The Dalma Wildlife Sanctuary is using an innovative method to prevent elephants from straying away from forests, avert man-animal conflict and draw more tourists to the jumbo reserve.

The authorities have embarked on a massive drive to mix salt with soil near watering holes that the gentle giants frequent when thirsty. According to forest officials, elephants stay put near water bodies because of the salt, which helps fufill their bodies’ sodium needs.

“We have mixed sackfuls of salt with the soil near a dozen of watering holes spread across the 192sqkm sanctuary to keep elephants anchored for the time being,” said Dalma range officer Mangal Kashyap.

According to him, animals find salt on their own by digging earth but they have supplemented the requirement by making the substance easily available.

“It not only prevents dehydration but also helps digest food comfortably. Apart from elephants, animals like deer and langoors too like to have salt on a daily basis,” Kashyap explained.

This apart, he added, tourists come to the sanctuary to watch elephants and the sanctuary authorities need to keep their interests in mind too.

“If elephants stay longer at the water bodies, tourists can watch them properly and click photos,” the range officer said.

Forest guides and trackers take visitors to Badka Bandh, Majla Chotka Bandh, Chotka Bandhi, Bijli Ghati and other water bodies that are frequented by the elephants. According to guides, the best time to watch the jumbos is the afternoon when them come to the ghats in good numbers.

Moreover, lack of salt in the sanctuary often lead elephants to venture into nearby villages. To prevent jumbos from entering human habitat, foresters have also hang salt slabs from trees in Dalma, Dhalbhum and Seraikela-Kharsawan.

“Salt has become quite an effective way to solve a serious problem like man-animal conflict. Thus the Dalma sanctuary has procured a large quantity of salt to meet the requirement,” a forester said.
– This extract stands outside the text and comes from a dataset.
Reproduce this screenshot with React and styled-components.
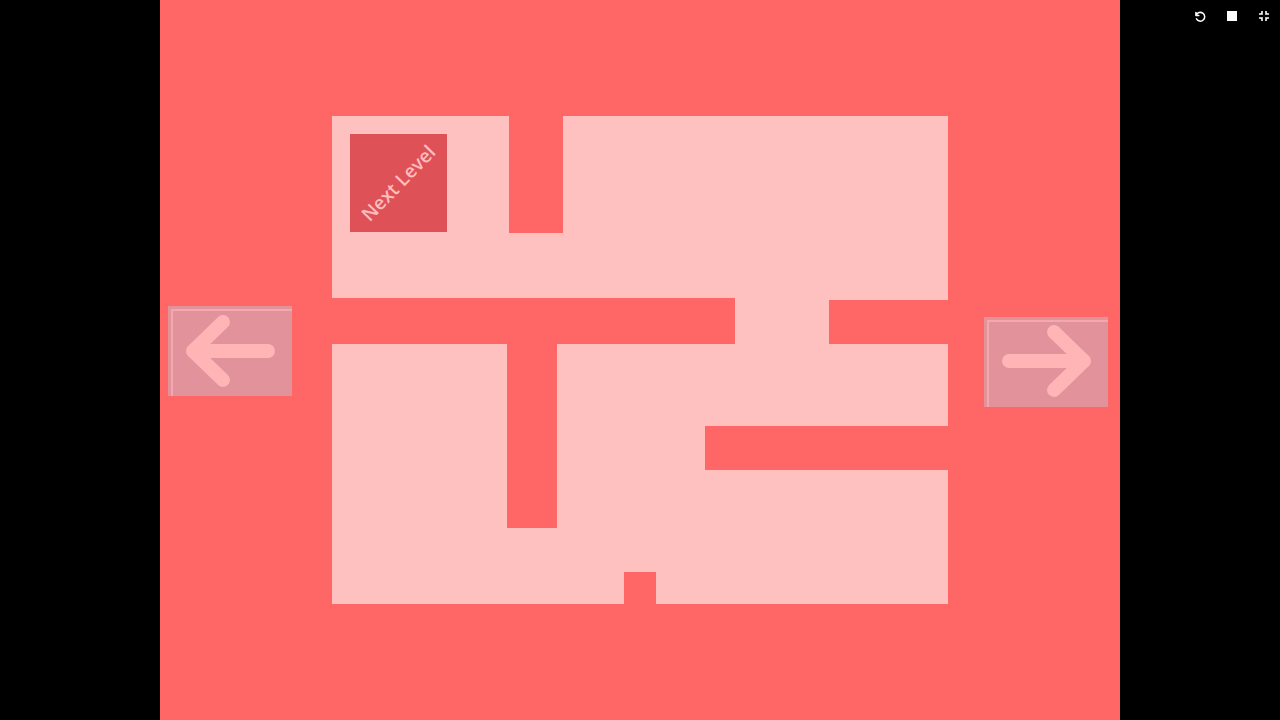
import React from "react";
import styled, { createGlobalStyle } from "styled-components";

const GlobalStyle = createGlobalStyle`
  html, body {
    margin: 0;
    padding: 0;
    background: #000;
    overflow: hidden;
  }
`;

// wall blocks cut into the maze floor, coords relative to the floor
const walls = [
  { x: 177, y: 0, w: 54, h: 117 },
  { x: 0, y: 182, w: 403, h: 46 },
  { x: 497, y: 184, w: 119, h: 44 },
  { x: 175, y: 228, w: 50, h: 184 },
  { x: 373, y: 310, w: 243, h: 44 },
  { x: 292, y: 456, w: 32, h: 32 },
];

const Arrow = ({ dir }) => (
  <svg width="124" height="90" viewBox="0 0 124 90">
    <path
      d={
        dir === "left"
          ? "M100 45 H25 M55 16 L25 45 L55 74"
          : "M25 44 H100 M70 15 L100 44 L70 73"
      }
      fill="none"
      stroke="#ffb4b6"
      strokeWidth="14"
      strokeLinecap="round"
      strokeLinejoin="round"
    />
  </svg>
);

export default function App() {
  return (
    <>
      <GlobalStyle />
      <Screen>
        <Game>
          <ArrowButton $shift={-9} aria-label="previous">
            <Arrow dir="left" />
          </ArrowButton>
          <Floor>
            {walls.map((w, i) => (
              <Wall key={i} $x={w.x} $y={w.y} $w={w.w} $h={w.h} />
            ))}
            <NextLevel>
              <span>Next Level</span>
            </NextLevel>
          </Floor>
          <ArrowButton $shift={2} aria-label="next">
            <Arrow dir="right" />
          </ArrowButton>
        </Game>
        <Toolbar>
          <ToolButton aria-label="restart">
            <svg width="14" height="14" viewBox="0 0 24 24">
              <path
                d="M5 6 V11 H10 M5.6 10.5 A7.5 7.5 0 1 1 6 17"
                fill="none"
                stroke="#fff"
                strokeWidth="2.6"
                strokeLinecap="round"
                strokeLinejoin="round"
              />
            </svg>
          </ToolButton>
          <ToolButton aria-label="stop">
            <svg width="10" height="10" viewBox="0 0 10 10">
              <rect x="0" y="0" width="10" height="10" fill="#fff" />
            </svg>
          </ToolButton>
          <ToolButton aria-label="exit fullscreen">
            <svg width="12" height="12" viewBox="0 0 24 24">
              <path
                d="M8 2 V8 H2 M16 2 V8 H22 M8 22 V16 H2 M16 22 V16 H22"
                fill="none"
                stroke="#fff"
                strokeWidth="3.2"
              />
            </svg>
          </ToolButton>
        </Toolbar>
      </Screen>
    </>
  );
}

const Screen = styled.div`
  position: relative;
  width: 1280px;
  height: 720px;
  background: #000;
  display: flex;
  justify-content: center;
`;

const Game = styled.div`
  width: 960px;
  height: 720px;
  box-sizing: border-box;
  padding: 0 12px 0 8px;
  background: #ff6666;
  overflow: hidden;
  display: flex;
  align-items: center;
`;

const Floor = styled.div`
  position: relative;
  width: 616px;
  height: 488px;
  box-sizing: border-box;
  margin: 0 36px 0 40px;
  padding: 18px;
  background: #ffc0c0;
`;

const Wall = styled.div`
  position: absolute;
  left: ${(p) => p.$x}px;
  top: ${(p) => p.$y}px;
  width: ${(p) => p.$w}px;
  height: ${(p) => p.$h}px;
  background: #ff6666;
`;

const NextLevel = styled.div`
  width: 97px;
  height: 98px;
  background: #dd5157;
  display: flex;
  align-items: center;
  justify-content: center;
  span {
    transform: rotate(-46deg);
    white-space: nowrap;
    font-family: "Open Sans", "Liberation Sans", sans-serif;
    font-weight: 600;
    font-size: 19px;
    color: #ffbcbc;
  }
`;

const ArrowButton = styled.div`
  flex: none;
  width: 124px;
  height: 90px;
  margin-top: ${(p) => Math.max(p.$shift, 0) * 2}px;
  margin-bottom: ${(p) => Math.max(-p.$shift, 0) * 2}px;
  background: #e2929a;
  box-shadow: inset 3px 3px 0 0 #e2929a, inset 5px 5px 0 0 #f2a8ac;
  display: flex;
`;

const Toolbar = styled.div`
  position: absolute;
  top: 4px;
  right: 0;
  display: flex;
`;

const ToolButton = styled.div`
  width: 32px;
  height: 24px;
  display: flex;
  align-items: center;
  justify-content: center;
`;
Foresters keep tabs on the availability of salt near the water bodies and add the substance at a regular interval. “Whenever the amount of salt in the soil goes down, elephants start moving away from the area. This gives us an indication and we add the substance again,” he added.

Over 150 elephants have returned from their annual sojourn to the jungles of West Midnapore and Bankura in Bengal earlier this month. And there has not been any incident when jumbos ventured into villages till now.